Men's Journal Picks Chattanoga As a Best Place to Live
As part of the annual Best Places to Live feature, Men’s Journal selected Chattanooga as the Best Place to Ride a Resurgence, calling it “a city of good ideas” and applauding its transformation over the past 25 years.
The editors based the choices off of the idea that a Men’s Journal reader might move somewhere for a specific reason. They also took into account other factors, such as access to activities and culture.
Here is an excerpt from the magazine:
Geographically blessed Chattanooga — flanking the Tennessee River beneath Lookout Mountain, humanely
scaled with a population of 170,000 — has risen from decrepitude and thwarted the recession with moxie and
family-friendly flair. Basically, it’s a city of good ideas: A river flows through it, so why not line that river with 10
miles of parks and rec trails? Downtown’s Warehouse Row?
Reinvent it as a hub of boutiques and artisanal goods. Knock down the old Terminal Hotel? Nah, let’s turn it into a microbrewery.

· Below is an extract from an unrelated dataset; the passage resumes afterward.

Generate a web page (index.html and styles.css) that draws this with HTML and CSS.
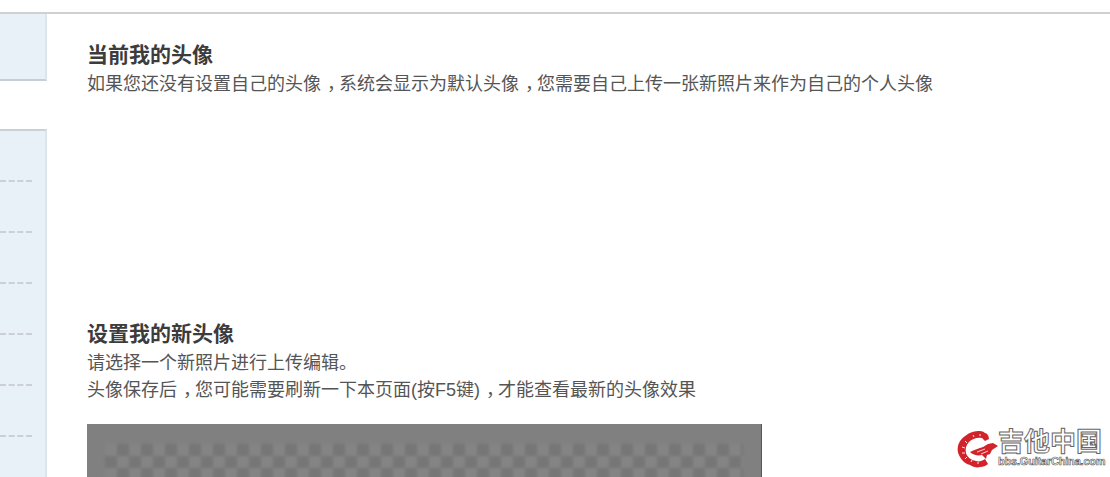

“It’s the one city in the South we used to make fun of,” says Ed McMahon, senior resident fellow at the Urban
Land Institute in Washington, DC. “Boarded-up buildings, polluted — but its visionary, 25-year turnaround is one I cite as an international model of development.”
Chattanooga also awaits the 2011 arrival of Volkswagen’s $1 billion plant and, with it, 2,000 new jobs; meanwhile, the local Business Development Center energizes small businesses and entrepreneurs.
All this prosperity has bred a new trend — inspired eateries. James Beard semi-finalist chef Daniel Lindley just
opened his third, Alleia, in the Main Street arts district.
What hasn’t changed is Chattanoogans’ zeal for the outdoors: rowing on the Tennessee, climbing and hang gliding
on Lookout Mountain, riding bike trails and country roads, paddling the frothy Ocoee 45 minutes away.